The engines, which were early on referred to as "bypass engines," don't send all of the air through the core, instead sending a portion of it around the core of the engine. That "bypass" air is cooler than the core exhaust, but it does provide thrust, and it makes the overall operation of the engine more efficient and quieter, too. 

For around 60 years now, turbofans have been the dominant engine type in commercial aviation, though they have been put to use in frontline fighter jets, too. The Lockheed Martin F-22 Raptor advanced tactical fighter is outfitted with a pair of Pratt & Whitney F119 afterburning turbofan engines that allow it to cruise at supersonic speeds efficiently and in a practical way, a phase known as "supercruise." 

General Electric GE9X

When Boeing came out with its 777, which started flying with the airlines in 1995, its defining feature was its twin-engine design. It was long thought (and regulated as such) that twin-engine aircraft didn't have enough reserve power to fly long legs were one of its engines to fail on a long overwater segment. But the 777 helped flip such thinking on its head, and today it's the four-engine airliners, like the 777's stablemate, the legendary 747, that are endangered species. And the way that the 777 did its magic was by utilizing the largest engines in the world. 

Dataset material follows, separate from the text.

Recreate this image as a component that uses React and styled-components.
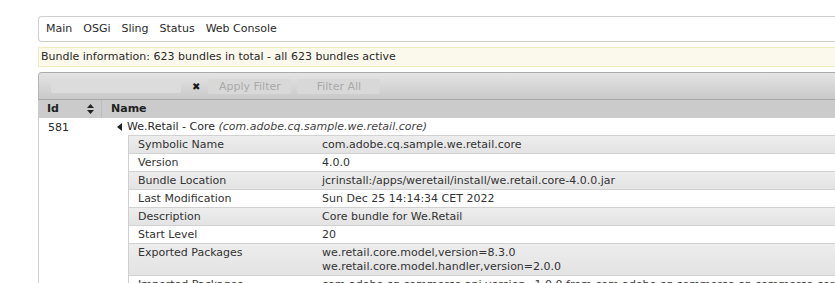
import styled, { createGlobalStyle } from "styled-components";

const Global = createGlobalStyle`
  html, body {
    margin: 0;
    background: #fff;
  }
  body {
    font-family: "DejaVu Sans", Verdana, sans-serif;
    font-size: 11px;
    color: #2a2a2a;
    overflow: hidden;
  }
`;

const Page = styled.div`
  padding: 16px 0 0 38px;
  width: 860px;
`;

const Nav = styled.div`
  display: flex;
  align-items: center;
  height: 24px;
  padding-left: 7px;
  border: 1px solid #cfcfcf;
  border-right: none;
  border-radius: 4px 0 0 4px;
`;

const NavItem = styled.span`
  margin-right: 11px;
  line-height: 24px;
`;

const Info = styled.div`
  margin-top: 5px;
  height: 18px;
  line-height: 18px;
  padding-left: 2px;
  background: #fbf9ec;
  border: 1px solid #f1ebc0;
  border-right: none;
`;

const Toolbar = styled.div`
  margin-top: 5px;
  height: 26px;
  display: flex;
  align-items: center;
  padding-left: 12px;
  border-top: 1px solid #ababab;
  border-left: 1px solid #b5b5b5;
  border-radius: 4px 0 0 0;
  background: linear-gradient(to bottom, #e4e4e4, #c9c9c9);
`;

const FilterInput = styled.div`
  width: 130px;
  height: 13px;
  background: #dcdcdc;
  border-radius: 2px;
`;

const Clear = styled.span`
  margin: 0 8px 0 11px;
  font-size: 10px;
  color: #1a1a1a;
`;

const Button = styled.span`
  width: ${(p) => p.w}px;
  height: 15px;
  line-height: 15px;
  margin-right: 6px;
  text-align: center;
  color: #a9a9a9;
  background: #d8d8d8;
  border-radius: 2px;
`;

const HeadRow = styled.div`
  display: flex;
  height: 18px;
  line-height: 18px;
  border-top: 1px solid #a7a7a7;
  background: #cbcbcb;
  font-weight: bold;
  color: #222;
`;

const IdHead = styled.div`
  width: 64px;
  padding: 0 7px 0 9px;
  box-sizing: border-box;
  display: flex;
  align-items: center;
  justify-content: space-between;
  border-right: 1px solid #bcbcbc;
`;

const NameHead = styled.div`
  padding-left: 9px;
`;

const Body = styled.div`
  display: flex;
  border-left: 1px solid #cfcfcf;
`;

const IdCell = styled.div`
  width: 64px;
  padding: 2px 0 0 9px;
  box-sizing: border-box;
  line-height: 15px;
`;

const NameCell = styled.div`
  flex: 1;
  padding-left: 25px;
`;

const Title = styled.div`
  display: flex;
  align-items: center;
  height: 17px;
  line-height: 17px;
  margin-left: -11px;
  gap: 5px;
`;

const Sym = styled.i`
  color: #444;
`;

const Details = styled.div`
  border-left: 1px solid #cfcfcf;
`;

const DRow = styled.div`
  display: flex;
  border-top: 1px solid #d2d2d2;
  line-height: 14px;
  padding: 2px 0 1px;
  background: ${(p) =>
    p.shade ? "linear-gradient(to bottom, #ededed, #e3e3e3)" : "#fff"};
`;

const Key = styled.div`
  width: 193px;
  padding-left: 9px;
  box-sizing: border-box;
  flex-shrink: 0;
  color: #333;
`;

const Val = styled.div`
  color: #333;
  white-space: nowrap;
`;

const SortIcon = () => (
  <svg width="7" height="10" viewBox="0 0 7 10">
    <path d="M3.5 0 L7 4 L0 4 Z M3.5 10 L7 6 L0 6 Z" fill="#222" />
  </svg>
);

const Arrow = () => (
  <svg width="5" height="8" viewBox="0 0 5 8">
    <path d="M0 4 L5 0 L5 8 Z" fill="#222" />
  </svg>
);

const details = [
  ["Symbolic Name", ["com.adobe.cq.sample.we.retail.core"]],
  ["Version", ["4.0.0"]],
  ["Bundle Location", ["jcrinstall:/apps/weretail/install/we.retail.core-4.0.0.jar"]],
  ["Last Modification", ["Sun Dec 25 14:14:34 CET 2022"]],
  ["Description", ["Core bundle for We.Retail"]],
  ["Start Level", ["20"]],
  [
    "Exported Packages",
    [
      "we.retail.core.model,version=8.3.0",
      "we.retail.core.model.handler,version=2.0.0",
    ],
  ],
  [
    "Imported Packages",
    ["com.adobe.cq.commerce.api,version=1.0.0 from com.adobe.cq.commerce.cq-commerce-core (4"],
  ],
];

export default function App() {
  return (
    <>
      <Global />
      <Page>
        <Nav>
          {["Main", "OSGi", "Sling", "Status", "Web Console"].map((n) => (
            <NavItem key={n}>{n}</NavItem>
          ))}
        </Nav>
        <Info>Bundle information: 623 bundles in total - all 623 bundles active</Info>
        <Toolbar>
          <FilterInput />
          <Clear>✖</Clear>
          <Button w={83}>Apply Filter</Button>
          <Button w={83}>Filter All</Button>
        </Toolbar>
        <HeadRow>
          <IdHead>
            Id <SortIcon />
          </IdHead>
          <NameHead>Name</NameHead>
        </HeadRow>
        <Body>
          <IdCell>581</IdCell>
          <NameCell>
            <Title>
              <Arrow />
              <span>
                We.Retail - Core <Sym>(com.adobe.cq.sample.we.retail.core)</Sym>
              </span>
            </Title>
            <Details>
              {details.map(([k, v], i) => (
                <DRow key={k} shade={i % 2 === 0}>
                  <Key>{k}</Key>
                  <Val>
                    {v.map((line) => (
                      <div key={line}>{line}</div>
                    ))}
                  </Val>
                </DRow>
              ))}
            </Details>
          </NameCell>
        </Body>
      </Page>
    </>
  );
}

With fuel efficiency being king today, twins have become the de facto long-haul platforms of the majority of major airlines that fly intercontinental routes. 

And the biggest is yet to come. Slated to power the in-development Boeing 777X, the General Electric GE9X is a behemoth of an engine and a miserly one, at that. It is the largest jet engine in the world, and the most powerful. How big? At 134 inches, its fan's diameter is greater than that of the 737's fuselage. Generating an eye-popping 134,000 pounds of thrust, it is more powerful than the rockets that brought America's first astronauts into orbit. And while it produces 6,400 pounds of thrust more than the previously recognized most powerful turbofan engine, the 777's GE-90-115B, it is 10% more fuel-efficient.